AMOLA-TESOURAS II

Entre os ofícios em vias de extinção abordamos o de amolador, também conhecido por amola-tesouras, arte cujo declínio começou em meados do século passado. Sendo certo que para afiar uma faca, uma tesoura ou uma navalha de barbear são necessários conhecimentos e destreza que a generalidade das pessoas não tem, a maioria dos amoladores não se limitava a fazer isto. Aliás, a profissão tinha variantes com pouca ligação entre si. Por exemplo, que tem um guarda-chuva a ver com uma tesoura? E aquele, ou esta, com um prato de cerâmica ou com uma panela de alumínio? De facto, além de afiar tesouras, o artista consertava sombrinhas; aplicava rebites em furos de tachos e panelas, fossem elas de alumínio, zinco, ferro ou outro metal; reconstruía loiça cerâmica com a colocação de gatos (espécie de grampo metálico) nas rachas ou para a reunião das partes quebradas…

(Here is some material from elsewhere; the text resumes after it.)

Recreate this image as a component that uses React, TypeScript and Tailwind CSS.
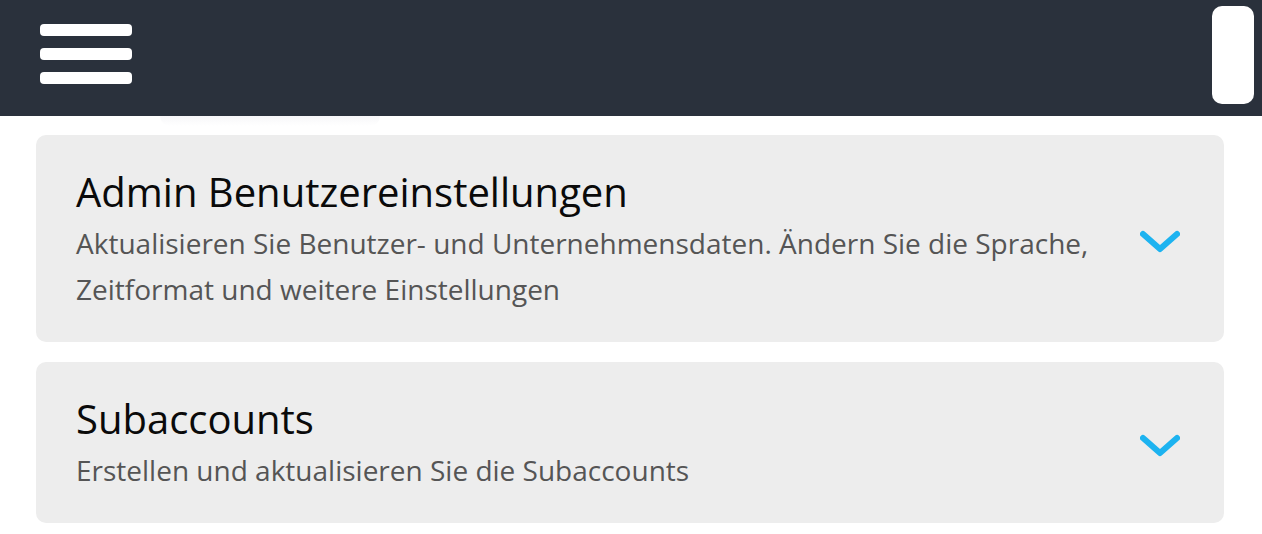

O equipamento principal do amolador era a Roda (estrutura em madeira, dotada com uma roda, que a tornava móvel), munida com um ou dois esmeris. Na posição vertical a Roda servia para afiar as tesouras, as facas e as navalhas de barbear. O amolador colocava uma correia a ligar a roda grande ao eixo que suportava os esmeris e impulsionava o pedal até atingir a rotação desejada no esmeril. Na posição horizontal a Roda funcionava como uma carro de mão para se deslocar e transportar a ferramenta de trabalho. Esta era constituída usualmente por alicates, martelos, sovelas, arame, cré, rebites, varetas e pano de guarda-chuva. Acontecia frequentemente que o amolador também tinha conhecimentos de funileiro e nesse caso juntava pelo menos um ferro de soldar, estanho, chapas de zinco de diferentes espessuras e uma palanca em ferro. Peça indispensável no equipamento do amola-tesouras era a “gaita”, um instrumento de sopro, uma espécie de flauta, metálica, que produzia o som característico com que anunciava a sua presença. A audição deste ruído era popularmente conhecida como indício de chuva para breve.
O amolador era nómada por natureza, deslocava-se a pé de aldeia em aldeia, empurrando a sua Roda, por vezes acompanhado de um burro que lhe carregava os pertences. A retribuição era frequentemente em géneros alimentares: carne “curada” no fumo ou no sal, azeite, batatas. Para comunicar entre si os amoladores tinham um dialecto próprio, o baralhete. Havia, entre os amoladores, muitos originários da Galiza.
Hoje já não se afiam tesouras nem navalhas de barbear; já ninguém pede para gatear um prato, rebitar um tacho ou substituir a vareta partida dum “chapéu-de-chuva”. Hoje a Roda virou peça de museu.